The report found that 16 states allow law enforcement officials to compare the faces of people suspected of criminal acts to photos on driver’s licenses and other forms of identification without a warrant, “creating a virtual line-up of their state residents,” the report said.

“This is unprecedented and highly problematic,” said the report, by the Center on Privacy and Technology at Georgetown’s law school.

Facial recognition technology, long used overseas by the US military and intelligence agencies in Iraq and Afghanistan, is seen by local law enforcement as an invaluable tool for identifying criminals, but it has also raised concerns among privacy advocates.

Because African-Americans are disproportionately more likely to come into contact with, and be arrested by, law enforcement officials, the report said, their police photos will most likely be over-represented in facial recognition databases.

The authors of the report said the aim was not to stop the use of the software, which they acknowledged had been effective in investigations. Nor did they fault law enforcement officers, who they said “are simply using every tool available to protect the people that they are sworn to serve.”

Rather, they called for Congress and state legislatures to pass laws creating stricter regulations on the technology. Researchers found, for instance, that just one agency — the Ohio Bureau of Criminal Investigation — specifically prohibited using the software to track people engaging in political or religious speech. No state has a law regulating use of the software.

“There is a real risk that police face recognition will be used to stifle free speech,” the report said.

In a statement, the FBI said it “has made privacy and civil liberties integral to every decision since the inception of its use of facial recognition technology, establishing practices that protect privacy and civil liberties beyond the requirements of the law.”

When the algorithms identify a candidate based on matching facial patterns, the results must go through two layers of human review before the person is suggested to an investigator, according to the statement. It is considered a lead, not a positive identification, the FBI said.

“It is crucial that members of the law enforcement community have access to advanced biometric technologies to accurately investigate, identify, apprehend, and prosecute terrorists and criminals,” the statement said.

The report found that systems relying on police photos have a greater effect on African-Americans since they are arrested at higher rates.

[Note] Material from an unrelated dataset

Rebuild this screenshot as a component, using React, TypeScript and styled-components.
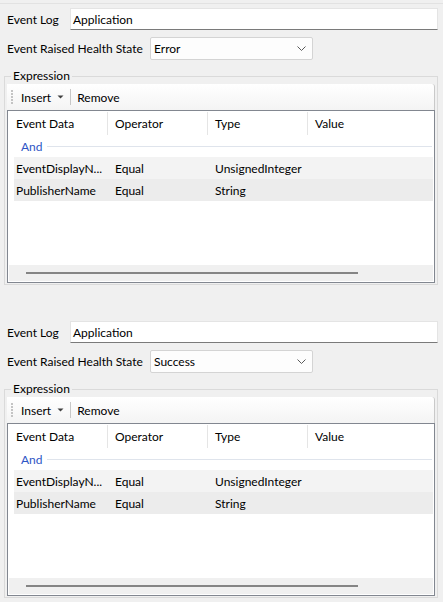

But the software may be less accurate with pictures of black people, and there is no independent testing for errors, it said.

Among the steps the authors suggested taking:

— Databases should rely on police photos, not driver’s licenses and photo IDs.

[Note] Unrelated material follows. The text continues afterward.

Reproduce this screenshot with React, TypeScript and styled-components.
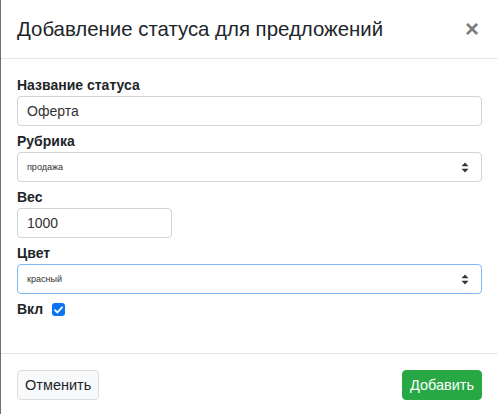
import React, { useState } from 'react';
import styled, { createGlobalStyle } from 'styled-components';

const GlobalStyle = createGlobalStyle`
    html, body {
        margin: 0;
        padding: 0;
        background: #ffffff;
    }
    body {
        font-family: "Liberation Sans", Arial, Helvetica, sans-serif;
        color: #212529;
    }
`

const Modal = styled.div`
    width: 498px;
    height: 414px;
    box-sizing: border-box;
    border-left: 1px solid #707070;
    background: #fff;
    display: flex;
    flex-direction: column;
    overflow: hidden;
`

const Header = styled.div`
    display: flex;
    align-items: center;
    justify-content: space-between;
    height: 59px;
    box-sizing: border-box;
    padding: 0 16px 0 16px;
    border-bottom: 1px solid #e4e6e8;
`

const Title = styled.h5`
    margin: 0;
    font-size: 20.4px;
    font-weight: normal;
    color: #212529;
    line-height: 1.5;
`

const Close = styled.button`
    border: none;
    background: transparent;
    padding: 0;
    margin-right: 3px;
    font-family: "Liberation Sans", Arial, sans-serif;
    font-size: 24px;
    font-weight: bold;
    line-height: 1;
    color: #7d7d7d;
    cursor: pointer;
`

const Body = styled.div`
    flex: 1;
    padding: 16px 16px 16px 16px;
    display: flex;
    flex-direction: column;
`

const Group = styled.div`
    display: flex;
    flex-direction: column;
    margin-bottom: 5px;
`

const InlineGroup = styled.div`
    display: flex;
    align-items: center;
    gap: 9px;
`

const Label = styled.label`
    font-size: 14px;
    font-weight: bold;
    line-height: 20px;
    margin-bottom: 1px;
    color: #212529;
`

const TextInput = styled.input<{ $width?: number }>`
    box-sizing: border-box;
    width: ${p => p.$width ? `${p.$width}px` : '100%'};
    height: 30px;
    padding: 0 9px;
    border: 1px solid #ced4da;
    border-radius: 4px;
    font-family: "Liberation Sans", Arial, sans-serif;
    font-size: 14px;
    color: #333;
    outline: none;
`

const SelectWrap = styled.div<{ $focused?: boolean }>`
    position: relative;
    box-sizing: border-box;
    height: 30px;
    border: 1px solid ${p => p.$focused ? '#80b7f5' : '#ced4da'};
    border-radius: 4px;
    display: flex;
    align-items: center;
    padding: 0 9px;
    font-size: 9px;
    color: #333;
`

const SelectText = styled.span`
    flex: 1;
`

const Arrows = styled.svg`
    width: 8px;
    height: 11px;
    margin-right: 3px;
`

const Check = styled.span`
    width: 13px;
    height: 13px;
    border-radius: 3px;
    background: #0b74f5;
    display: inline-flex;
    align-items: center;
    justify-content: center;
`

const Footer = styled.div`
    height: 61px;
    box-sizing: border-box;
    border-top: 1px solid #e4e6e8;
    padding: 16px 16px 0 16px;
    display: flex;
    justify-content: space-between;
    align-items: flex-start;
`

const Button = styled.button<{ $primary?: boolean }>`
    height: 30px;
    padding: 0 7px;
    border-radius: 4px;
    font-family: "Liberation Sans", Arial, sans-serif;
    font-size: 14.5px;
    border: 1px solid ${p => p.$primary ? '#28a745' : '#dcdcdc'};
    background: ${p => p.$primary ? '#28a745' : '#f8f9fa'};
    color: ${p => p.$primary ? '#ffffff' : '#212529'};
    cursor: pointer;
`

const SelectArrows = () => (
    <Arrows viewBox="0 0 8 11">
        <path d="M4 0.5 L7.5 4.3 H0.5 Z" fill="#333" />
        <path d="M4 10.5 L7.5 6.7 H0.5 Z" fill="#333" />
    </Arrows>
)

function Select(props: { value: string, focused?: boolean }) {
    return (
        <SelectWrap $focused={props.focused}>
            <SelectText>{props.value}</SelectText>
            <SelectArrows />
        </SelectWrap>
    )
}

export default function App() {
    const [name, setName] = useState('Оферта')
    const [weight, setWeight] = useState('1000')

    return (
        <>
            <GlobalStyle />
            <Modal>
                <Header>
                    <Title>Добавление статуса для предложений</Title>
                    <Close>×</Close>
                </Header>
                <Body>
                    <Group>
                        <Label>Название статуса</Label>
                        <TextInput value={name} onChange={e => setName(e.target.value)} />
                    </Group>
                    <Group>
                        <Label>Рубрика</Label>
                        <Select value="продажа" />
                    </Group>
                    <Group>
                        <Label>Вес</Label>
                        <TextInput $width={155} value={weight} onChange={e => setWeight(e.target.value)} />
                    </Group>
                    <Group>
                        <Label>Цвет</Label>
                        <Select value="красный" focused />
                    </Group>
                    <InlineGroup>
                        <Label>Вкл</Label>
                        <Check>
                            <svg width="9" height="8" viewBox="0 0 9 8">
                                <path d="M1 4.2 L3.4 6.5 L8 1.3" stroke="#fff" strokeWidth="1.8" fill="none" strokeLinecap="round" strokeLinejoin="round" />
                            </svg>
                        </Check>
                    </InlineGroup>
                </Body>
                <Footer>
                    <Button>Отменить</Button>
                    <Button $primary>Добавить</Button>
                </Footer>
            </Modal>
        </>
    );
}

— Law enforcement should occasionally eliminate innocent people from any search.

— Searches of driver’s license and identification photos should require a court order and be limited to serious crimes, with the exception of identity theft and fraud cases.

— An explicit ban should be enacted against tracking people on the basis of political or religious beliefs, race or ethnicity.

The report raised concerns about the increasing use of facial-recognition software on live video, allowing the police to constantly scan faces on surveillance cameras. Several large police departments have looked into or have begun using the technology, the report said.

“If deployed pervasively on surveillance video or police-worn body cameras, real-time face recognition will redefine the nature of public spaces,” the report warned.